* _EXERCISE AIM_: In the records below, find the line containing "Give me the" and the line containing "const [active, setActive]"; please repeat exactly the lines from one to the other, both included, and nothing more.

>> BEGIN INFORMATION SUPPLIED

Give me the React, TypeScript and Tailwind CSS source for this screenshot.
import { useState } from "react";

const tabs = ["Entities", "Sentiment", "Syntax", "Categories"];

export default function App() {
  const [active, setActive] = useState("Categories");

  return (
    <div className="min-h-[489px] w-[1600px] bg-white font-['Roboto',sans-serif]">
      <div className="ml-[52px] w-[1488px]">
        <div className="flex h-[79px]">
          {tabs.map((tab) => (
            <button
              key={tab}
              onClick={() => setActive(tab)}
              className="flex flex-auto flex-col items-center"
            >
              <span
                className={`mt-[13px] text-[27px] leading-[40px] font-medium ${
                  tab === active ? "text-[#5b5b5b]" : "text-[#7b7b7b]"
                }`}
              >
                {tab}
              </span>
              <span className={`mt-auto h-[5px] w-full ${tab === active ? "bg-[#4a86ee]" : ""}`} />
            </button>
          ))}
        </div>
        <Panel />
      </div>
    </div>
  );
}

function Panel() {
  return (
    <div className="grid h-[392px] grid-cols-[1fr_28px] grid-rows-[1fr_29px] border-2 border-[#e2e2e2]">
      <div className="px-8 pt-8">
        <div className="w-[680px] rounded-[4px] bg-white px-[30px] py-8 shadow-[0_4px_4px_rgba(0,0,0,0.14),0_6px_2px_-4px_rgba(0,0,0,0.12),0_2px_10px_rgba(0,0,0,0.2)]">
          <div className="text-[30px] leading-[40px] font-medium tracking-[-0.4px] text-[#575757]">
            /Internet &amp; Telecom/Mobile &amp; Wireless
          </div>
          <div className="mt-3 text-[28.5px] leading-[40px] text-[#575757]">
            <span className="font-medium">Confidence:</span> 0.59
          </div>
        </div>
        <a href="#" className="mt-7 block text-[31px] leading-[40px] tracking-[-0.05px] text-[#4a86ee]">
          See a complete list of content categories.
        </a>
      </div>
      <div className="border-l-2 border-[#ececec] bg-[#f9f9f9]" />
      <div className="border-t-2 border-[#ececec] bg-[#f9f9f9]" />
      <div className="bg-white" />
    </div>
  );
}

>> END INFORMATION SUPPLIED
>> BEGIN INFORMATION SUPPLIED

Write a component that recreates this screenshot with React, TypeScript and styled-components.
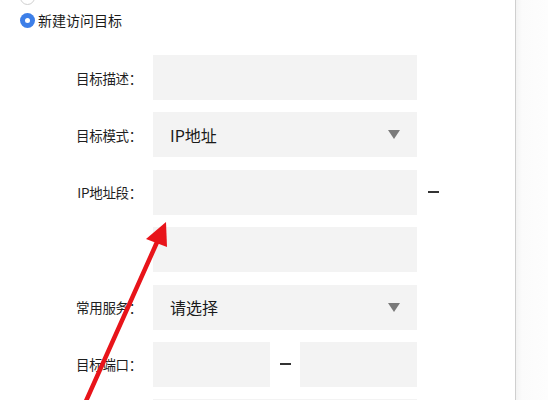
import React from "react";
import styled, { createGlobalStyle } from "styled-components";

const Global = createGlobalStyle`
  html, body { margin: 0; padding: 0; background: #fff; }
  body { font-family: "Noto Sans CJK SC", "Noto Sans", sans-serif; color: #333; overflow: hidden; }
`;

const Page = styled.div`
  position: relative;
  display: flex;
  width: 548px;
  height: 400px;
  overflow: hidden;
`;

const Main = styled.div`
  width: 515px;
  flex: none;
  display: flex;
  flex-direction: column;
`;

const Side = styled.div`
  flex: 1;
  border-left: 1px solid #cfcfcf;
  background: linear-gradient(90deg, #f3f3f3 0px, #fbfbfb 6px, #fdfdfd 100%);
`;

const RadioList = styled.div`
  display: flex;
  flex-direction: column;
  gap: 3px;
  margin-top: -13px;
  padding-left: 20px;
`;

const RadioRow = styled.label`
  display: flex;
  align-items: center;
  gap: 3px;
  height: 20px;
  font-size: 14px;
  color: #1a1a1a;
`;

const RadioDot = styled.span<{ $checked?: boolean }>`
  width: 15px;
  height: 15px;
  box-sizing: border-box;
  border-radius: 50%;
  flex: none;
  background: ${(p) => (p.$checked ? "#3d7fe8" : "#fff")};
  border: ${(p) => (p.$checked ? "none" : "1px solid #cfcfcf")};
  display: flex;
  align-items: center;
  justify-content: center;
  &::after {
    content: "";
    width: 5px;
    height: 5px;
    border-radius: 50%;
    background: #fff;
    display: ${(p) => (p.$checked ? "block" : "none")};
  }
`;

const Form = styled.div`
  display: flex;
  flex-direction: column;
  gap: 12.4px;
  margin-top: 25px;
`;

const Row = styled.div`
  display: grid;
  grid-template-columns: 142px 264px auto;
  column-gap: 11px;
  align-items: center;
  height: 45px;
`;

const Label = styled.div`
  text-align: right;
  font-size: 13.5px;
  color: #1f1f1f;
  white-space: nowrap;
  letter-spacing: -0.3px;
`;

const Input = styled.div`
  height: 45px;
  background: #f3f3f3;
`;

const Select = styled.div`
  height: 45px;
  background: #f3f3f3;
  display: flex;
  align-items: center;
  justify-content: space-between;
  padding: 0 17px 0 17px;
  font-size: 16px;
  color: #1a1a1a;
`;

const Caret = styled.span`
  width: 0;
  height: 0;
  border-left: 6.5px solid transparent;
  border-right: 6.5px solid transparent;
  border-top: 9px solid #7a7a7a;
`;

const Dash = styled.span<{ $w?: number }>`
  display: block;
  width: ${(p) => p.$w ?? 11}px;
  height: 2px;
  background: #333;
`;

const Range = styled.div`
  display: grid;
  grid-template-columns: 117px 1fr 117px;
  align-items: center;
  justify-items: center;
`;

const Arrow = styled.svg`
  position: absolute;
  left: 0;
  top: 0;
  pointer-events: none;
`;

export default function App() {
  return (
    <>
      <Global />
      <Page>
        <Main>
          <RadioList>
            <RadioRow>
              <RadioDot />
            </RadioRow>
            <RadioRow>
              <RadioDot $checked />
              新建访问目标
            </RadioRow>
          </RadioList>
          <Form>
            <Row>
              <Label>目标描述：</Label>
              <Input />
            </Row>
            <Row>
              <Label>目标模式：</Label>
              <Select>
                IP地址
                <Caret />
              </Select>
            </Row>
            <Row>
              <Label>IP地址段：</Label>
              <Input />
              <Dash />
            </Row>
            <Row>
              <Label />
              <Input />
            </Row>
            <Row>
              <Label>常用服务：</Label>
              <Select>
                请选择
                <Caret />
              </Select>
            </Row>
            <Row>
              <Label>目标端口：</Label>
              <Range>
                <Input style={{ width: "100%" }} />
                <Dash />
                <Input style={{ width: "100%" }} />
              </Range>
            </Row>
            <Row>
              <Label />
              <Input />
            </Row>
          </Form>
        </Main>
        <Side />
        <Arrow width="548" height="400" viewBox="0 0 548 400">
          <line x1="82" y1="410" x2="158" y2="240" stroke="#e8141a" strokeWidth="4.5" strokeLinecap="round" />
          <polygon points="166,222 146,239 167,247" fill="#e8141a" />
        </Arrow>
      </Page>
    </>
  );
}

>> END INFORMATION SUPPLIED
>> BEGIN INFORMATION SUPPLIED

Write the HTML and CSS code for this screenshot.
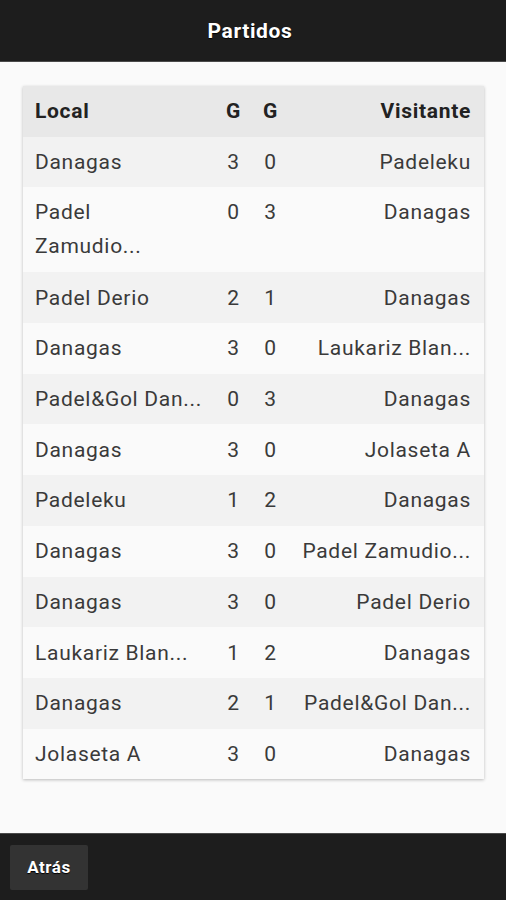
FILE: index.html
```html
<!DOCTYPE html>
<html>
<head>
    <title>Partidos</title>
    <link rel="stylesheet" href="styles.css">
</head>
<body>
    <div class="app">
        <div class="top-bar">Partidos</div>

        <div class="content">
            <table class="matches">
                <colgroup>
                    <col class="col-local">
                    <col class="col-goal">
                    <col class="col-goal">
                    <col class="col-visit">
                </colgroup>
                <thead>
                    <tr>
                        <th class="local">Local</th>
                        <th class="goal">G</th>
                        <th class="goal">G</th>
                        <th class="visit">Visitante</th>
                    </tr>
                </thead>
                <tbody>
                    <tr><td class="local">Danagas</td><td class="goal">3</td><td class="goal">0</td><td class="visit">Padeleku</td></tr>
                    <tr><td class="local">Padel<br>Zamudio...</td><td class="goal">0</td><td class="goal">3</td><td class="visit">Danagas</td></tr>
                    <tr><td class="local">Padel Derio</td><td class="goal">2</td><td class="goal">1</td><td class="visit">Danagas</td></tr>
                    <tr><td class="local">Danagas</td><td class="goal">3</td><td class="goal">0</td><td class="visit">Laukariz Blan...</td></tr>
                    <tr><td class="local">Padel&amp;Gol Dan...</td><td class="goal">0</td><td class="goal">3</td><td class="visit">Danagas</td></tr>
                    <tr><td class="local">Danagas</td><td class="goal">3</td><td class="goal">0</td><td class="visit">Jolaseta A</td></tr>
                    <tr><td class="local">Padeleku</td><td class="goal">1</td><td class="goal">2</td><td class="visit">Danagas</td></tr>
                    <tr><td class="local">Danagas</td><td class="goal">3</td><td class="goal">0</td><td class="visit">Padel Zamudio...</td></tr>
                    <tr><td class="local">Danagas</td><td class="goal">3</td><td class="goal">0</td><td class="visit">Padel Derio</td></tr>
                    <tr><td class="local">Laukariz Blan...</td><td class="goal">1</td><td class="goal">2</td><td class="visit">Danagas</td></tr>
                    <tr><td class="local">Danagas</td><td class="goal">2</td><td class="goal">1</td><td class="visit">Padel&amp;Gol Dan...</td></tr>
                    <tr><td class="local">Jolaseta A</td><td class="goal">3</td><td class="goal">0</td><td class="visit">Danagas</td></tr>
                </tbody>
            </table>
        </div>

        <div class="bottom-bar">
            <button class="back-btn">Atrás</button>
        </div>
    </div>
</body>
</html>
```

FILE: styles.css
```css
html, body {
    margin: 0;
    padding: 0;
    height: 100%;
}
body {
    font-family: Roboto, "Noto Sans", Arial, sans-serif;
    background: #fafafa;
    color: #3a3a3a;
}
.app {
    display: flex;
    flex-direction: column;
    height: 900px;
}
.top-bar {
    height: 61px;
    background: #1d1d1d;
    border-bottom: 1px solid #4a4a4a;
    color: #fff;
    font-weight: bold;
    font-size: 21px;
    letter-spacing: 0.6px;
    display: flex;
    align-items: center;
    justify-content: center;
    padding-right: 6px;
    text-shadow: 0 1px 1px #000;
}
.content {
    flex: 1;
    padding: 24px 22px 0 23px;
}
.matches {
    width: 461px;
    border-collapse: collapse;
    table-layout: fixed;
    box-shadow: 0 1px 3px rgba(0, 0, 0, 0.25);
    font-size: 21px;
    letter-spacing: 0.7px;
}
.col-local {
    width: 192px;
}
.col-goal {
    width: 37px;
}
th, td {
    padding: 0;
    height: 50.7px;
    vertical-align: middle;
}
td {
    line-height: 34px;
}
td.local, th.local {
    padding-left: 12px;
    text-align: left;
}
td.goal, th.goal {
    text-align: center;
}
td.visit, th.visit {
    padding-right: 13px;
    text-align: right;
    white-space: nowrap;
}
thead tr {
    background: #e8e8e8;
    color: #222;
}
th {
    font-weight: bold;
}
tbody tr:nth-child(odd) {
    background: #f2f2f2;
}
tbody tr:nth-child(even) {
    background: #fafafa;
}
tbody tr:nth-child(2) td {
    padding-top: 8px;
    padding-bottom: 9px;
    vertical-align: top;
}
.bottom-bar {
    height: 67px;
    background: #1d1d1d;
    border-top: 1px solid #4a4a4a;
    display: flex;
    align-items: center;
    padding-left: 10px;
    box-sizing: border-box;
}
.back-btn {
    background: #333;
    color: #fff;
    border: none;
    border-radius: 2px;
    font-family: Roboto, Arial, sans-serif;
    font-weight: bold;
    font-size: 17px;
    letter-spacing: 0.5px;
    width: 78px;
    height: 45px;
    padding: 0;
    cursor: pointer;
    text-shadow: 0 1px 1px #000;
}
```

>> END INFORMATION SUPPLIED

* _FINISHED EXERCISE_:
Give me the React, TypeScript and Tailwind CSS source for this screenshot.
import { useState } from "react";

const tabs = ["Entities", "Sentiment", "Syntax", "Categories"];

export default function App() {
  const [active, setActive] = useState("Categories");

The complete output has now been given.